Reproduce each of the lines word for word.
■ ■ ■ ■ ■ ■ ■
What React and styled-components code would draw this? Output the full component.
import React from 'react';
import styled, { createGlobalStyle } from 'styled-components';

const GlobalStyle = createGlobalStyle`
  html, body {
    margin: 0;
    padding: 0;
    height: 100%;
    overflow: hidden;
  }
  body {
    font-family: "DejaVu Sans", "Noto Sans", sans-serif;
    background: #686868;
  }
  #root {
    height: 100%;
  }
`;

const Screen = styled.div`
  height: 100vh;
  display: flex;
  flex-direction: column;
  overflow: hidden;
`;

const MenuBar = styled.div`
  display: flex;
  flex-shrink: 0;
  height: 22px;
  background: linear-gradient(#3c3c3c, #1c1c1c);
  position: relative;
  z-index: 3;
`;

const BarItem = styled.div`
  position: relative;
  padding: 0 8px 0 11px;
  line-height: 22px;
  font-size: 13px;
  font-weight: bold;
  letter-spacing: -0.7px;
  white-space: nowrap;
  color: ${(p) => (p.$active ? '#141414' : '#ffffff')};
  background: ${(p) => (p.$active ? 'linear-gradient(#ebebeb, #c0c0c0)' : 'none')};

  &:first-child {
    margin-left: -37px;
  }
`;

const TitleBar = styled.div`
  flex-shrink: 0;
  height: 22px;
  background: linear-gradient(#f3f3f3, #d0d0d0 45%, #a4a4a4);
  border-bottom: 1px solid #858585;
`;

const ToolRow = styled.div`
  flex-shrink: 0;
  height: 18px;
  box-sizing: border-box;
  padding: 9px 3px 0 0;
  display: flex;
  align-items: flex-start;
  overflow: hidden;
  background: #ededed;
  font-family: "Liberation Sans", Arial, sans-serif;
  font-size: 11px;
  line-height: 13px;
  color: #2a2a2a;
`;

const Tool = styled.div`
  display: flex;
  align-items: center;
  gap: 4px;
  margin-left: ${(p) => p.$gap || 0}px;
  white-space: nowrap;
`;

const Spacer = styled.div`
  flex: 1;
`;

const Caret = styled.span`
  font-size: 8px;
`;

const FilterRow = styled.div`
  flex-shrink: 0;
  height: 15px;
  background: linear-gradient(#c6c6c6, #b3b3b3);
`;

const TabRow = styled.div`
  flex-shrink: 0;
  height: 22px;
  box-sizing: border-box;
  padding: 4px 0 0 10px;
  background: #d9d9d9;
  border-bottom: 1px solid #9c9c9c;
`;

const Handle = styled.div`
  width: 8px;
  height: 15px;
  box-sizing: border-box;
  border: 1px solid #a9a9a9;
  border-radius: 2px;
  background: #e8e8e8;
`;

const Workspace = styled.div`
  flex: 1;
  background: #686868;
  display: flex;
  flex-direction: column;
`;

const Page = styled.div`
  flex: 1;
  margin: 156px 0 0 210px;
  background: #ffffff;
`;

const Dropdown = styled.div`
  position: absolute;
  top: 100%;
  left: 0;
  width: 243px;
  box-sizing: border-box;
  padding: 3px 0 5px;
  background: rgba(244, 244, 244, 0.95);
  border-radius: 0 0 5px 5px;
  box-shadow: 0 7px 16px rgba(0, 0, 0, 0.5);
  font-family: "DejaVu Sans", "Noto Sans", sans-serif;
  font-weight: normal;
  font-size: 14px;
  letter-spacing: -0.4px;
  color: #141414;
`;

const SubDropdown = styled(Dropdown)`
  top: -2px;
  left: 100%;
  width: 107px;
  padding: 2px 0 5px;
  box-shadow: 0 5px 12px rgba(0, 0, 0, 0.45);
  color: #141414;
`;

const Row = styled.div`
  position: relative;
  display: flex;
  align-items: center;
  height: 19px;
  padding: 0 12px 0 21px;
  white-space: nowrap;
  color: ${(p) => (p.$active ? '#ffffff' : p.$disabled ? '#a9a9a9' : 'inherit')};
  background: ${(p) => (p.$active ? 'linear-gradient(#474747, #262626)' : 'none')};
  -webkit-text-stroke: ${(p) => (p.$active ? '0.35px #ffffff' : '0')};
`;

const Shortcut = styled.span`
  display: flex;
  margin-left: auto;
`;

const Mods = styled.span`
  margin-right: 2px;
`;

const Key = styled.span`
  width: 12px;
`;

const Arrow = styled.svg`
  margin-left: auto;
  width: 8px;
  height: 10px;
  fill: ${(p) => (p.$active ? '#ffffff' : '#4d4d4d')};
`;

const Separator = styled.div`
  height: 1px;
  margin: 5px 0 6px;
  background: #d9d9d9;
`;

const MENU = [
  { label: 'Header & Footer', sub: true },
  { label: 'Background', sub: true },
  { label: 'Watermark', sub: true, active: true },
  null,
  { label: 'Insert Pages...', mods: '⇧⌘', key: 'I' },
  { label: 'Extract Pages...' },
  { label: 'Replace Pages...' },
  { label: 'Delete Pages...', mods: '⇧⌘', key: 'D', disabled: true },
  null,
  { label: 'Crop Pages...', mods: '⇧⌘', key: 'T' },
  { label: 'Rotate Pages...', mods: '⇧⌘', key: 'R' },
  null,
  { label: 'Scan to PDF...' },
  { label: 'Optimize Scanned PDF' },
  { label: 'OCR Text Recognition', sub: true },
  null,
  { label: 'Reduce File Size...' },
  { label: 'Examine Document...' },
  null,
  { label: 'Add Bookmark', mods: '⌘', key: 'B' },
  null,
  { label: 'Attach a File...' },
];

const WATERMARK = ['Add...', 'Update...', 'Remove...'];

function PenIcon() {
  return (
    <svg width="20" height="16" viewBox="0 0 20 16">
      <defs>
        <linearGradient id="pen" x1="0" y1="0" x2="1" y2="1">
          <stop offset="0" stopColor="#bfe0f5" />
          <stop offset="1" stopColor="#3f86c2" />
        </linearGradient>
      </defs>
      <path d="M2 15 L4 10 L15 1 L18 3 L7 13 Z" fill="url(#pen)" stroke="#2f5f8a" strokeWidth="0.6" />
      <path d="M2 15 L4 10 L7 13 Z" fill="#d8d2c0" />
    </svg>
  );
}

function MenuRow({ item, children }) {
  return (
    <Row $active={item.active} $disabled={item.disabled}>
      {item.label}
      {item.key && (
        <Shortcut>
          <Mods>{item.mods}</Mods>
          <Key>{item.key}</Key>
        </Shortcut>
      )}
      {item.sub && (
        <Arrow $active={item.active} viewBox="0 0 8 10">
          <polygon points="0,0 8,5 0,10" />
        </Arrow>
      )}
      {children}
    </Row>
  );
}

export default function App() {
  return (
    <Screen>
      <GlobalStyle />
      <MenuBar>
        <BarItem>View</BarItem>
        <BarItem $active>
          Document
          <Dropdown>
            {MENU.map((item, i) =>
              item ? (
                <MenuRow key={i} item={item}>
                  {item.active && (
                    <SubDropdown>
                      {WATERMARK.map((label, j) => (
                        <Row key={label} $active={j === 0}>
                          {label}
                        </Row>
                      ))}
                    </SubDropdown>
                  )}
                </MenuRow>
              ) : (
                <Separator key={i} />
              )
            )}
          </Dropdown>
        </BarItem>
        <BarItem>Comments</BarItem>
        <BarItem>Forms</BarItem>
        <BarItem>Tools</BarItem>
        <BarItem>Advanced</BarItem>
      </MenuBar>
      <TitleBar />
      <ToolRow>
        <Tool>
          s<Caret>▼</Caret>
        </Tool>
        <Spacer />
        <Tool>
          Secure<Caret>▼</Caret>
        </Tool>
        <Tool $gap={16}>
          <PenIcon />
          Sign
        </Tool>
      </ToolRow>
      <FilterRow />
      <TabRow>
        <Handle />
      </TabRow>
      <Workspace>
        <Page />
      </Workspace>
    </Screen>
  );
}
■ ■ ■ ■ ■ ■ ■
* Exercise answer *
What React and styled-components code would draw this? Output the full component.
import React from 'react';
import styled, { createGlobalStyle } from 'styled-components';

const GlobalStyle = createGlobalStyle`
  html, body {
    margin: 0;
    padding: 0;
    height: 100%;
    overflow: hidden;
  }
  body {
    font-family: "DejaVu Sans", "Noto Sans", sans-serif;
    background: #686868;
  }
  #root {
    height: 100%;
  }
`;

const Screen = styled.div`
  height: 100vh;
  display: flex;
  flex-direction: column;
  overflow: hidden;
`;

const MenuBar = styled.div`
  display: flex;
  flex-shrink: 0;
  height: 22px;
  background: linear-gradient(#3c3c3c, #1c1c1c);
  position: relative;
  z-index: 3;
`;

const BarItem = styled.div`
  position: relative;
  padding: 0 8px 0 11px;
  line-height: 22px;
  font-size: 13px;
  font-weight: bold;
  letter-spacing: -0.7px;
  white-space: nowrap;
  color: ${(p) => (p.$active ? '#141414' : '#ffffff')};
  background: ${(p) => (p.$active ? 'linear-gradient(#ebebeb, #c0c0c0)' : 'none')};

  &:first-child {
    margin-left: -37px;
  }
`;

const TitleBar = styled.div`
  flex-shrink: 0;
  height: 22px;
  background: linear-gradient(#f3f3f3, #d0d0d0 45%, #a4a4a4);
  border-bottom: 1px solid #858585;
`;

const ToolRow = styled.div`
  flex-shrink: 0;
  height: 18px;
  box-sizing: border-box;
  padding: 9px 3px 0 0;
  display: flex;
  align-items: flex-start;
  overflow: hidden;
  background: #ededed;
  font-family: "Liberation Sans", Arial, sans-serif;
  font-size: 11px;
  line-height: 13px;
  color: #2a2a2a;
`;

const Tool = styled.div`
  display: flex;
  align-items: center;
  gap: 4px;
  margin-left: ${(p) => p.$gap || 0}px;
  white-space: nowrap;
`;

const Spacer = styled.div`
  flex: 1;
`;

const Caret = styled.span`
  font-size: 8px;
`;

const FilterRow = styled.div`
  flex-shrink: 0;
  height: 15px;
  background: linear-gradient(#c6c6c6, #b3b3b3);
`;

const TabRow = styled.div`
  flex-shrink: 0;
  height: 22px;
  box-sizing: border-box;
  padding: 4px 0 0 10px;
  background: #d9d9d9;
  border-bottom: 1px solid #9c9c9c;
`;

const Handle = styled.div`
  width: 8px;
  height: 15px;
  box-sizing: border-box;
  border: 1px solid #a9a9a9;
  border-radius: 2px;
  background: #e8e8e8;
`;

const Workspace = styled.div`
  flex: 1;
  background: #686868;
  display: flex;
  flex-direction: column;
`;

const Page = styled.div`
  flex: 1;
  margin: 156px 0 0 210px;
  background: #ffffff;
`;

const Dropdown = styled.div`
  position: absolute;
  top: 100%;
  left: 0;
  width: 243px;
  box-sizing: border-box;
  padding: 3px 0 5px;
  background: rgba(244, 244, 244, 0.95);
  border-radius: 0 0 5px 5px;
  box-shadow: 0 7px 16px rgba(0, 0, 0, 0.5);
  font-family: "DejaVu Sans", "Noto Sans", sans-serif;
  font-weight: normal;
  font-size: 14px;
  letter-spacing: -0.4px;
  color: #141414;
`;

const SubDropdown = styled(Dropdown)`
  top: -2px;
  left: 100%;
  width: 107px;
  padding: 2px 0 5px;
  box-shadow: 0 5px 12px rgba(0, 0, 0, 0.45);
  color: #141414;
`;

const Row = styled.div`
  position: relative;
  display: flex;
  align-items: center;
  height: 19px;
  padding: 0 12px 0 21px;
  white-space: nowrap;
  color: ${(p) => (p.$active ? '#ffffff' : p.$disabled ? '#a9a9a9' : 'inherit')};
  background: ${(p) => (p.$active ? 'linear-gradient(#474747, #262626)' : 'none')};
  -webkit-text-stroke: ${(p) => (p.$active ? '0.35px #ffffff' : '0')};
`;

const Shortcut = styled.span`
  display: flex;
  margin-left: auto;
`;

const Mods = styled.span`
  margin-right: 2px;
`;

const Key = styled.span`
  width: 12px;
`;

const Arrow = styled.svg`
  margin-left: auto;
  width: 8px;
  height: 10px;
  fill: ${(p) => (p.$active ? '#ffffff' : '#4d4d4d')};
`;

const Separator = styled.div`
  height: 1px;
  margin: 5px 0 6px;
  background: #d9d9d9;
`;

const MENU = [
  { label: 'Header & Footer', sub: true },
  { label: 'Background', sub: true },
  { label: 'Watermark', sub: true, active: true },
  null,
  { label: 'Insert Pages...', mods: '⇧⌘', key: 'I' },
  { label: 'Extract Pages...' },
  { label: 'Replace Pages...' },
  { label: 'Delete Pages...', mods: '⇧⌘', key: 'D', disabled: true },
  null,
  { label: 'Crop Pages...', mods: '⇧⌘', key: 'T' },
  { label: 'Rotate Pages...', mods: '⇧⌘', key: 'R' },
  null,
  { label: 'Scan to PDF...' },
  { label: 'Optimize Scanned PDF' },
  { label: 'OCR Text Recognition', sub: true },
  null,
  { label: 'Reduce File Size...' },
  { label: 'Examine Document...' },
  null,
  { label: 'Add Bookmark', mods: '⌘', key: 'B' },
  null,
  { label: 'Attach a File...' },
];

const WATERMARK = ['Add...', 'Update...', 'Remove...'];

function PenIcon() {
  return (
    <svg width="20" height="16" viewBox="0 0 20 16">
      <defs>
        <linearGradient id="pen" x1="0" y1="0" x2="1" y2="1">
          <stop offset="0" stopColor="#bfe0f5" />
          <stop offset="1" stopColor="#3f86c2" />
        </linearGradient>
      </defs>
      <path d="M2 15 L4 10 L15 1 L18 3 L7 13 Z" fill="url(#pen)" stroke="#2f5f8a" strokeWidth="0.6" />
      <path d="M2 15 L4 10 L7 13 Z" fill="#d8d2c0" />
    </svg>
  );
}

function MenuRow({ item, children }) {
  return (
    <Row $active={item.active} $disabled={item.disabled}>
      {item.label}
      {item.key && (
        <Shortcut>
          <Mods>{item.mods}</Mods>
          <Key>{item.key}</Key>
        </Shortcut>
      )}
      {item.sub && (
        <Arrow $active={item.active} viewBox="0 0 8 10">
          <polygon points="0,0 8,5 0,10" />
        </Arrow>
      )}
      {children}
    </Row>
  );
}

export default function App() {
  return (
    <Screen>
      <GlobalStyle />
      <MenuBar>
        <BarItem>View</BarItem>
        <BarItem $active>
          Document
          <Dropdown>
            {MENU.map((item, i) =>
              item ? (
                <MenuRow key={i} item={item}>
                  {item.active && (
                    <SubDropdown>
                      {WATERMARK.map((label, j) => (
                        <Row key={label} $active={j === 0}>
                          {label}
                        </Row>
                      ))}
                    </SubDropdown>
                  )}
                </MenuRow>
              ) : (
                <Separator key={i} />
              )
            )}
          </Dropdown>
        </BarItem>
        <BarItem>Comments</BarItem>
        <BarItem>Forms</BarItem>
        <BarItem>Tools</BarItem>
        <BarItem>Advanced</BarItem>
      </MenuBar>
      <TitleBar />
      <ToolRow>
        <Tool>
          s<Caret>▼</Caret>
        </Tool>
        <Spacer />
        <Tool>
          Secure<Caret>▼</Caret>
        </Tool>
        <Tool $gap={16}>
          <PenIcon />
          Sign
        </Tool>
      </ToolRow>
      <FilterRow />
      <TabRow>
        <Handle />
      </TabRow>
      <Workspace>
        <Page />
      </Workspace>
    </Screen>
  );
}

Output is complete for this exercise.